* begin *

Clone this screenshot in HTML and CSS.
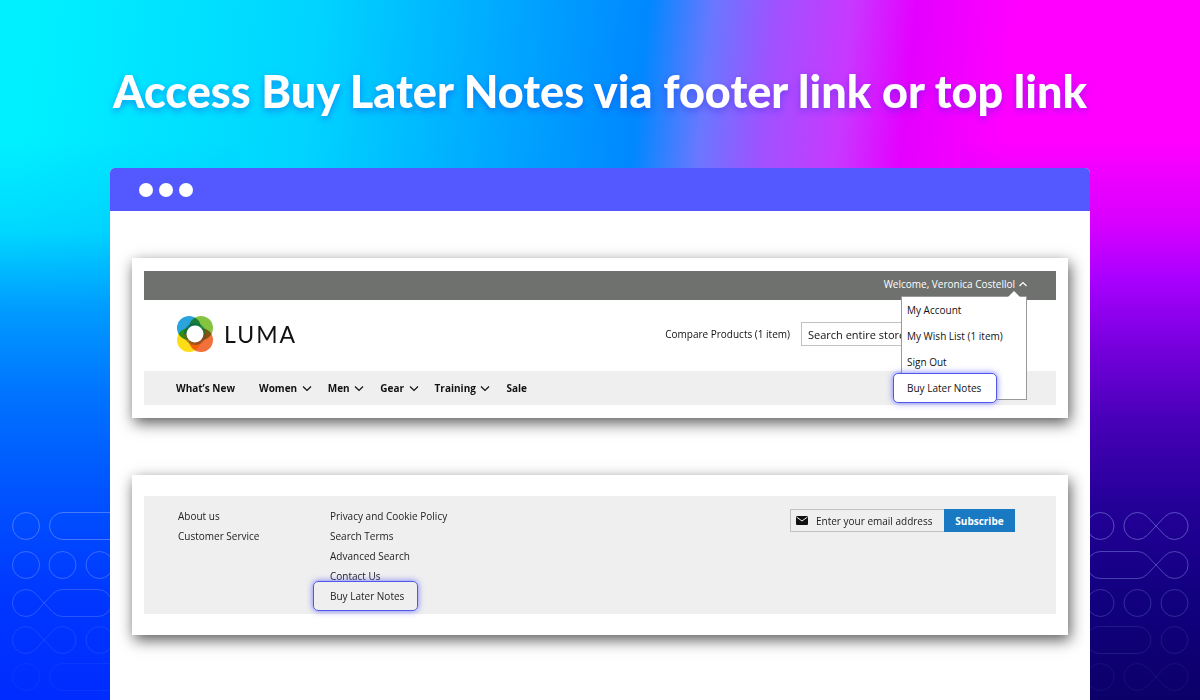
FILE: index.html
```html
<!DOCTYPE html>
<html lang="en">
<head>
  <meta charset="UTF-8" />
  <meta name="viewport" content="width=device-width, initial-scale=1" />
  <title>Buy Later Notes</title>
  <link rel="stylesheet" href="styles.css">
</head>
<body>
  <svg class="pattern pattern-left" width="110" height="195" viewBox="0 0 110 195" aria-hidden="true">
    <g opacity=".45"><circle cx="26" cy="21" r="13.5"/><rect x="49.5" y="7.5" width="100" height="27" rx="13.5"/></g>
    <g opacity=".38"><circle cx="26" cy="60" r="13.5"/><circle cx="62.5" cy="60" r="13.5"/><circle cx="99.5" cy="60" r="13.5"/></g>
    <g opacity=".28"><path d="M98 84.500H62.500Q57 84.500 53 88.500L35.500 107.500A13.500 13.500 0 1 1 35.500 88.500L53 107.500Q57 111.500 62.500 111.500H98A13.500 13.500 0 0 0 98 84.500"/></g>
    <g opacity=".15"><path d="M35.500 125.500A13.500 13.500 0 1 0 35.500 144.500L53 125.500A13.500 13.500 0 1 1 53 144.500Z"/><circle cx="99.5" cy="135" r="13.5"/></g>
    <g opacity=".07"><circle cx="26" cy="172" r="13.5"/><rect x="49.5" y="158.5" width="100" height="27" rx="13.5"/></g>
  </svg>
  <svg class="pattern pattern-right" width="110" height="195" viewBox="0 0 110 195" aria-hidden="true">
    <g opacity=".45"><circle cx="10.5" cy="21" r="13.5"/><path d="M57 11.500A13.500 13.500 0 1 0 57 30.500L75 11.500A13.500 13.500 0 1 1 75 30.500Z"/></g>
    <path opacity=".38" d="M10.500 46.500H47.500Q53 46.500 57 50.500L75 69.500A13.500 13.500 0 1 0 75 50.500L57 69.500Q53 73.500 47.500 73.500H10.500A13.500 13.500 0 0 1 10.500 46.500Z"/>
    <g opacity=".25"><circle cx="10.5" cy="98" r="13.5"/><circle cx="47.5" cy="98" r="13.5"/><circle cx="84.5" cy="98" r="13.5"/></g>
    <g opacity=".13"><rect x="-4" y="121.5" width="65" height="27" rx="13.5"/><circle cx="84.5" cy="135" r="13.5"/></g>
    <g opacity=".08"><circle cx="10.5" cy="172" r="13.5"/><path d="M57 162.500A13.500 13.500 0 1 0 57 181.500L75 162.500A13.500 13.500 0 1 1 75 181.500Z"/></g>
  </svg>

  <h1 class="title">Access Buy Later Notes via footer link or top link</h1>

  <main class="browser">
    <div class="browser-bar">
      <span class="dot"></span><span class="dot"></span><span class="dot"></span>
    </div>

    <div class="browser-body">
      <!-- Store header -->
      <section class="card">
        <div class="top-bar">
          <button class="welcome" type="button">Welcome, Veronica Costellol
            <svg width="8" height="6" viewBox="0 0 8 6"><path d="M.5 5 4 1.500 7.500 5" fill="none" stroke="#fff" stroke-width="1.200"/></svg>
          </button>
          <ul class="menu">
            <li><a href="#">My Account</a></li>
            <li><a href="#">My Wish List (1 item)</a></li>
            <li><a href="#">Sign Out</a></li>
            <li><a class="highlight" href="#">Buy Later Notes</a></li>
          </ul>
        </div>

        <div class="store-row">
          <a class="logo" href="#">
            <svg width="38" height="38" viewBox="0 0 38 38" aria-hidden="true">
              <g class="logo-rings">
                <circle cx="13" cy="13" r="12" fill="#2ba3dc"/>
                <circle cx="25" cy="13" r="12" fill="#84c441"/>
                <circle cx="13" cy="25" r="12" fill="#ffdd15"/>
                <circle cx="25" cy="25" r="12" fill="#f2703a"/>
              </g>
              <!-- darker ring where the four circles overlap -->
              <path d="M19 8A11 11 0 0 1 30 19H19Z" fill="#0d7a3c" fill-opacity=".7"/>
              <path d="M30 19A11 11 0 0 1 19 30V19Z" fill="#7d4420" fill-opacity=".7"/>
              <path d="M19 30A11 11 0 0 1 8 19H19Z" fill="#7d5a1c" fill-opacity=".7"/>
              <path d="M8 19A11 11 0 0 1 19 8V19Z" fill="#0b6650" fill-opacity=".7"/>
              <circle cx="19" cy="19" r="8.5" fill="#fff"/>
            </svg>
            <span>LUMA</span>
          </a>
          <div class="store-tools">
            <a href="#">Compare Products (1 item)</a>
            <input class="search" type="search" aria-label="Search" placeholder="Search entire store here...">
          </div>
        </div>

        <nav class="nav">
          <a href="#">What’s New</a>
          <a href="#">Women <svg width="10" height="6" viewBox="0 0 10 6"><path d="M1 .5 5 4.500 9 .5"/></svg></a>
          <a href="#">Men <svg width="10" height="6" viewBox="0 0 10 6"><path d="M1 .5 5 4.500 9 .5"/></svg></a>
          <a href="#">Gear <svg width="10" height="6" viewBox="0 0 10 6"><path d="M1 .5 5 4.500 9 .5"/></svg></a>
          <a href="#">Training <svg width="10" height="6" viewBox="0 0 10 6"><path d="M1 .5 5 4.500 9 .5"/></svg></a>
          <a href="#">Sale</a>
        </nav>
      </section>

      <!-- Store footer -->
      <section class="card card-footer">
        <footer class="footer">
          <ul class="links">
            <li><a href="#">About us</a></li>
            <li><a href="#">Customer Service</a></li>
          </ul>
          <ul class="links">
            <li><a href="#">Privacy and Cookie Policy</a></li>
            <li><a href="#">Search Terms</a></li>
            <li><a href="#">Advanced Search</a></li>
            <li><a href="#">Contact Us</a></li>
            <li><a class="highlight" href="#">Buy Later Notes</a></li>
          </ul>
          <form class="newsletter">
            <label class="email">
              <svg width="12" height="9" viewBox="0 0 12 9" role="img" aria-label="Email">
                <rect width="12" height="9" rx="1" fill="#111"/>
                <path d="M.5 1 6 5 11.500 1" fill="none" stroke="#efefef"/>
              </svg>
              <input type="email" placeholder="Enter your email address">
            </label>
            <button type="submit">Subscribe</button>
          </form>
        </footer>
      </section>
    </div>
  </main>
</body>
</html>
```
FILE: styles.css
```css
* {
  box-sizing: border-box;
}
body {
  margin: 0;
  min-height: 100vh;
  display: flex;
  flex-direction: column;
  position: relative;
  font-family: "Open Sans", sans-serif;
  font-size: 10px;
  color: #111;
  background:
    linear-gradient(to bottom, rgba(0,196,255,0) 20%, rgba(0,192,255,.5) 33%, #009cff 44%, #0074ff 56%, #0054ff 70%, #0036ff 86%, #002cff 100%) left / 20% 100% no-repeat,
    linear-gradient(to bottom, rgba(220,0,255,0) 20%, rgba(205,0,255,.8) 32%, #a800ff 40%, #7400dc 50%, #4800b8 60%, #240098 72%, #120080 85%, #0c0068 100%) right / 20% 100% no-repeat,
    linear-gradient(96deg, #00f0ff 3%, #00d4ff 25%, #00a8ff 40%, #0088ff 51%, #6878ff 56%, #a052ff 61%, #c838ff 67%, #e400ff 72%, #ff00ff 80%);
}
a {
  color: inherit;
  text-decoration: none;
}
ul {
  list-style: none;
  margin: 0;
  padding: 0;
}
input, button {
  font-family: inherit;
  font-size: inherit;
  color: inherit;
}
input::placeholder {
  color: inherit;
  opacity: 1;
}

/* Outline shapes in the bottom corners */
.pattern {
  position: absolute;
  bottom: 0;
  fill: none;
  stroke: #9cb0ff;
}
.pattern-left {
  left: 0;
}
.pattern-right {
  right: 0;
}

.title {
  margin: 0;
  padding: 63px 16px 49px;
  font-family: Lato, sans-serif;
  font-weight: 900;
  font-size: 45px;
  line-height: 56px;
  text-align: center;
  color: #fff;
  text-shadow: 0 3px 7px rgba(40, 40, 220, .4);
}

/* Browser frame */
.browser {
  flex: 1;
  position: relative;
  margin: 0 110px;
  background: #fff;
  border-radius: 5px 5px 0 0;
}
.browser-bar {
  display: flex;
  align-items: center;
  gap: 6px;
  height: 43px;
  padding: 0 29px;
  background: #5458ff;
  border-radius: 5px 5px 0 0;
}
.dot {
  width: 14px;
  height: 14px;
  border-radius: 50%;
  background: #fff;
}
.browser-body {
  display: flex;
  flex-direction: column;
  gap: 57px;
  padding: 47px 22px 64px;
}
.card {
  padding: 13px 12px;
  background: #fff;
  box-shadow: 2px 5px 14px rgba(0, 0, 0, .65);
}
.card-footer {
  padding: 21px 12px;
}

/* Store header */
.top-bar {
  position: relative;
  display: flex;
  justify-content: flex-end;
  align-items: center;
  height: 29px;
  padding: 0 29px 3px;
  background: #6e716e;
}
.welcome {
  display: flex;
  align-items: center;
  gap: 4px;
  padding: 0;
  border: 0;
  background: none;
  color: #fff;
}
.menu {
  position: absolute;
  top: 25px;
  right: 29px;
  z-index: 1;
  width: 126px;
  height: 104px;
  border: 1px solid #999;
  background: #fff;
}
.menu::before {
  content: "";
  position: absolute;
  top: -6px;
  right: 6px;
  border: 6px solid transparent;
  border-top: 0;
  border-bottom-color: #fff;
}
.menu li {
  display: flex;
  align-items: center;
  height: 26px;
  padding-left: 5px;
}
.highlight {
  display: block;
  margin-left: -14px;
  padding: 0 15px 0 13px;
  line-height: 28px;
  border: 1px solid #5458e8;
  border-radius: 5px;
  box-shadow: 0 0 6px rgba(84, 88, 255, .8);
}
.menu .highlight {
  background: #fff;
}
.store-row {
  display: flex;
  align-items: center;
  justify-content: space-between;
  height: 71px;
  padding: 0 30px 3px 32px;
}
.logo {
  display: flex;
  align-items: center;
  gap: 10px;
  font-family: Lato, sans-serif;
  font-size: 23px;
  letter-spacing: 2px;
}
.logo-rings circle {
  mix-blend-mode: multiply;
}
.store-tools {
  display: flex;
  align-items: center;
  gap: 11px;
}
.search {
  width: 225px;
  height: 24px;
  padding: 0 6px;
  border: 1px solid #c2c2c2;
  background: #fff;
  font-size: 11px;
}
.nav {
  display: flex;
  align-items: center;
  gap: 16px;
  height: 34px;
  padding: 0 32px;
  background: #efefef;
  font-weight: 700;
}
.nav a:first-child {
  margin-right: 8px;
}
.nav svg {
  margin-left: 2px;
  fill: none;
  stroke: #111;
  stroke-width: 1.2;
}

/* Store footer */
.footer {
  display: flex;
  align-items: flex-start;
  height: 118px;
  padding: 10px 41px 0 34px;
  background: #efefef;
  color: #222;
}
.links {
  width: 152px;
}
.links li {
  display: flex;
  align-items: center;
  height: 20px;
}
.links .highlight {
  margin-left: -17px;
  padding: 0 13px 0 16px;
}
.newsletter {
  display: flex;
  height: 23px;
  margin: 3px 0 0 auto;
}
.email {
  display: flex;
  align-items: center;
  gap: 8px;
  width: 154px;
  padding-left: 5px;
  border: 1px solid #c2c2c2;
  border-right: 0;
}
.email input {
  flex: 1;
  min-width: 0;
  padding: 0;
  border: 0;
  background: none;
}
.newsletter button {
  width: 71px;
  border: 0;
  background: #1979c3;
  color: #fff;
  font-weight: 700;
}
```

* end *
* begin *

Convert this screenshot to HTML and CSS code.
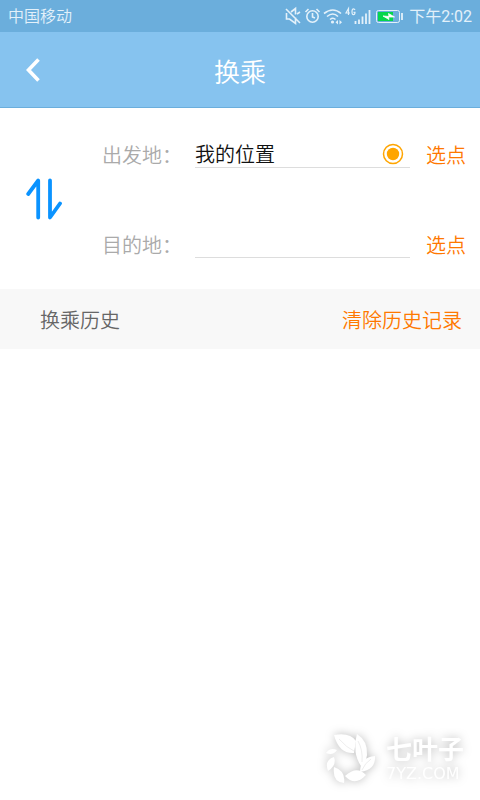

* end *

*Given instruction*:
All lines of the data above that include the word "this" must be shown.

*Exercise solution*:
Clone this screenshot in HTML and CSS.
Convert this screenshot to HTML and CSS code.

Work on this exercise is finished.